La giunta militare birmana ha respinto venerdì la richiesta avanzata il giorno prima dall’Associazione delle Nazioni del Sud-Est Asiatico (ASEAN) di attuare senza indugio il piano di pace elaborato dall’organizzazione come principale mediatore internazionale nel conflitto birmano.
Durante l’incontro di giovedì, i Paesi dell’ASEAN hanno dichiarato la loro stanchezza per la mancanza di progressi dopo il colpo di Stato militare del febbraio dello scorso anno, che ha visto l’imprigionamento dei leader democraticamente eletti del Paese e ha scatenato un’ondata di repressione militare contro i dissidenti, seguita da una rivolta armata sia da parte di gruppi di ribelli armati che di volontari autoproclamatisi resistenti popolari.
I Paesi dell’ASEAN hanno detto alle autorità birmane che «è giunto il momento di agire», promuovendo «misure concrete, pratiche e tempistiche» per porre fine a una situazione «critica» e «fragile» dovuta alla «complessità» dei conflitti «prolungati» nel Paese.

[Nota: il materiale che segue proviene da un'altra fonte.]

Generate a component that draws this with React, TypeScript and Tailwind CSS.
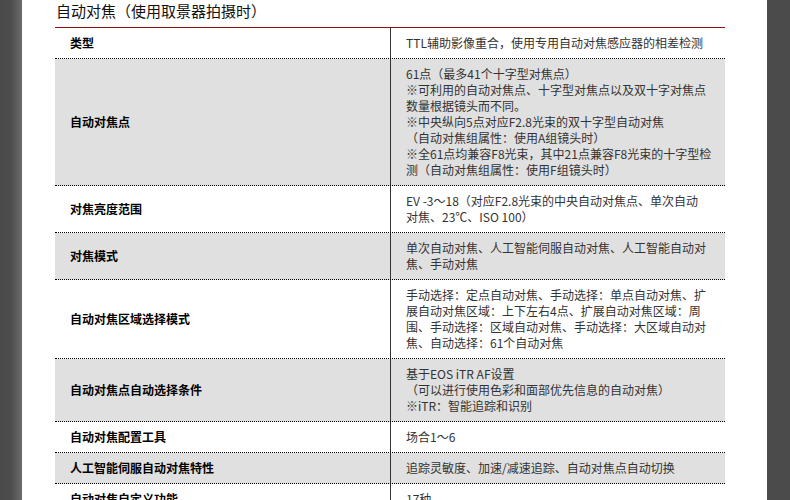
import React from "react";

type Row = { label: string; lines: string[]; gray: boolean };

const rows: Row[] = [
  { label: "类型", lines: ["TTL辅助影像重合，使用专用自动对焦感应器的相差检测"], gray: false },
  {
    label: "自动对焦点",
    lines: [
      "61点（最多41个十字型对焦点）",
      "※可利用的自动对焦点、十字型对焦点以及双十字对焦点",
      "数量根据镜头而不同。",
      "※中央纵向5点对应F2.8光束的双十字型自动对焦",
      "（自动对焦组属性：使用A组镜头时）",
      "※全61点均兼容F8光束，其中21点兼容F8光束的十字型检",
      "测（自动对焦组属性：使用F组镜头时）",
    ],
    gray: true,
  },
  {
    label: "对焦亮度范围",
    lines: ["EV -3～18（对应F2.8光束的中央自动对焦点、单次自动", "对焦、23℃、ISO 100）"],
    gray: false,
  },
  {
    label: "对焦模式",
    lines: ["单次自动对焦、人工智能伺服自动对焦、人工智能自动对", "焦、手动对焦"],
    gray: true,
  },
  {
    label: "自动对焦区域选择模式",
    lines: [
      "手动选择：定点自动对焦、手动选择：单点自动对焦、扩",
      "展自动对焦区域：上下左右4点、扩展自动对焦区域：周",
      "围、手动选择：区域自动对焦、手动选择：大区域自动对",
      "焦、自动选择：61个自动对焦",
    ],
    gray: false,
  },
  {
    label: "自动对焦点自动选择条件",
    lines: ["基于EOS iTR AF设置", "（可以进行使用色彩和面部优先信息的自动对焦）", "※iTR：智能追踪和识别"],
    gray: true,
  },
  { label: "自动对焦配置工具", lines: ["场合1～6"], gray: false },
  { label: "人工智能伺服自动对焦特性", lines: ["追踪灵敏度、加速/减速追踪、自动对焦点自动切换"], gray: true },
  { label: "自动对焦自定义功能", lines: ["17种"], gray: false },
];

export default function App() {
  return (
    <div
      className="flex w-[790px] h-[500px] overflow-hidden bg-white"
      style={{ fontFamily: '"Noto Sans CJK SC", "Noto Sans", sans-serif' }}
    >
      <div className="w-[22px] shrink-0 bg-gradient-to-r from-[#4a4a4a] via-[#4d4d4d] to-[#6c6c6c]" />
      <div className="flex-1 bg-white pl-[33px]">
        <div className="w-[670px]">
          <div className="h-[28px] border-b border-[#8e1010] pl-[1px] text-[15px] leading-[22px] text-[#111]">
            自动对焦（使用取景器拍摄时）
          </div>
          <div className="flex flex-col">
            {rows.map((r, i) => (
              <div
                key={i}
                className={`flex border-b border-dotted border-black ${r.gray ? "bg-[#e0e0e0]" : "bg-white"}`}
              >
                <div className="w-[336px] shrink-0 border-r border-[#333] flex items-center pl-[15px] py-[7px] text-[12px] leading-[16px] font-bold text-black">
                  {r.label}
                </div>
                <div className="flex-1 pl-[15px] py-[7px] text-[12px] leading-[16px] text-[#333]">
                  {r.lines.map((l, j) => (
                    <div key={j} className="whitespace-nowrap">
                      {l}
                    </div>
                  ))}
                </div>
              </div>
            ))}
          </div>
        </div>
      </div>
      <div className="w-[23px] shrink-0 bg-[#4b4b4b]" />
    </div>
  );
}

In risposta, la giunta militare ha dichiarato che qualsiasi manovra di pressione internazionale «finirà per generare implicazioni più negative che positive», secondo una dichiarazione del Ministero degli Esteri birmano riportata dal quotidiano «The Irrawaddy», legato all’opposizione.
Nella nota, pubblicata sulla sua pagina Facebook, il ministero assicura che «il Consiglio amministrativo di Stato», nome ufficiale della giunta, «sta cercando di ripristinare la democrazia in Birmania da un colpo di Stato che descrive come «l’assunzione della responsabilità dello Stato».
Il ministero ricorda inoltre che la Birmania non era presente all’incontro di giovedì a Giacarta, in Indonesia, per cui qualsiasi dichiarazione fatta in quella sede «non è in linea con i principi sanciti dalla Carta dell’ASEAN» e la giunta non è quindi «vincolata dai termini» risultanti dall’incontro.
Il Ministero descrive ancora una volta il Governo di unità nazionale, formato da ex membri del governo birmano ora in esilio, come una «organizzazione terroristica» che accusa di intraprendere «attività violente per disturbare i suoi sforzi di pace».
«Nonostante le sfide e le pressioni indebite dall’interno e dall’esterno del Paese», il governo birmano sostiene di continuare a cooperare per «concretizzare» il piano di pace dell’ASEAN, il cosiddetto consenso in cinque punti che chiede, tra l’altro, l’apertura di un processo di dialogo, la fine della violenza armata e della repressione e la ripresa del processo di ingresso degli aiuti umanitari nel Paese.
L’opposizione birmana accusa la giunta di aver ucciso quasi 2.400 persone nelle sue operazioni repressive dal colpo di stato e stima che più di 12.000 siano detenute illegalmente in attesa di processo, secondo l’ONG Association for Political Prisoners of Burma (AAPP).
All’inizio della settimana, la giunta militare è stata costretta a rilasciare un’altra dichiarazione pubblica per negare il suo coinvolgimento nel bombardamento di un festival musicale nel nord dello Stato di Kachin, che avrebbe causato la morte di almeno 75 civili, ha dichiarato giovedì il gruppo ribelle armato Kachin Independence Army (KIA).